Besser regieren als nicht regieren
Und das wäre auch schon die große Gemeinsamkeit, die NEOS und FDP verbindet, so Politikwissenschaftler Filzmaier: "der Wille, zu regieren und nicht etwa Oppositions- oder gar nur Protestpartei zu sein".
Das sei insofern "bemerkenswert, weil auch die Wählerschaft von NEOS das von Anfang an wollte, obwohl bei einer neuen Partei zunächst der Protestgedanke naheliegend gewesen wäre".

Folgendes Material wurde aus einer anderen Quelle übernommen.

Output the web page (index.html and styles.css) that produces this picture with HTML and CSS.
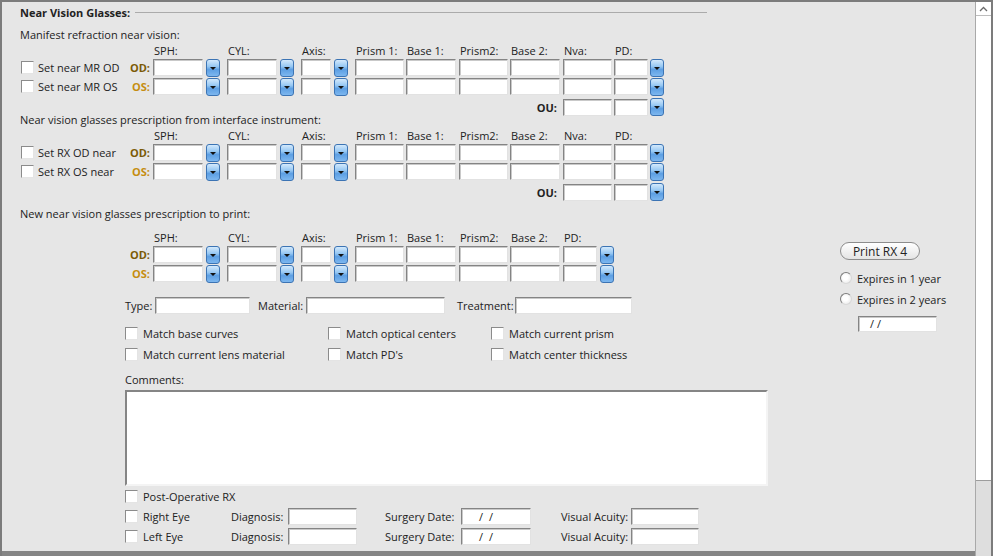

Das betont auch Meinl-Reisinger gern. Man habe in der Opposition zwar einiges bewegt, sagt sie, aber "da gewinnst du keinen Blumentopf", sagt sie auch.
Der Preis der Macht
Filzmaier erkennt noch eine Gemeinsamkeit, die den Liberalen hier wie dort allerdings nicht gefallen dürfte: "Regierungsbeteiligung hat NEOS wie auch gegenwärtig der FDP beim Wählerzuspruch nicht gut getan."
In Österreich sitzt und saß NEOS bereits in Landesregierungen. Zum Beispiel in Salzburg, aber dort "sind sie prompt bei der nächsten Wahl gleich ganz aus dem Landtag geflogen", so Filzmaier.
Auf Koalitionskurs: Meinl-Reisinger (r.) könnte bald mit Nehammer und Babel ein Regierungsbündnis formen.
Koalitionen von zwangsläufig kurzer Haltbarkeit?
Der Bruch der deutschen Ampel aus SPD, Grünen und FDP hat ÖVP-Chef Nehammer sichtbar Sorgenfalten auf die Stirn getrieben, als er kurz nach dem Ampel-Ende auf dem EU-Gipfel in Budapest danach gefragt wurde. Dabei seien solche Sorgen gar nicht nötig, analysiert Filzmaier.
Im langjährigen internationalen Vergleich gebe es "keinen klaren Zahlenbefund, dass Mehrparteien- Regierungen grundsätzlich kürzer halten würden als Koalitionen von nur zwei Parteien".
Das ist eine Botschaft an die Österreicherinnen und Österreicher, die eigentlich nur Zweier-Bündnisse im Bund kennen - mit zwei Ausnahmen gleich nach 1945, als ÖVP, SPÖ und KPÖ gemeinsam regierten.
Außerdem sei die Ausgangslage für NEOS in Österreich besser, als sie es zu Beginn der Ampel für die FPD war. NEOS stimme "vor allem in wirtschaftspolitischen Fragen" größtenteils mit der ÖVP überein. Die FDP in Deutschland sei da Rot-Grün allein gegenüber gestanden.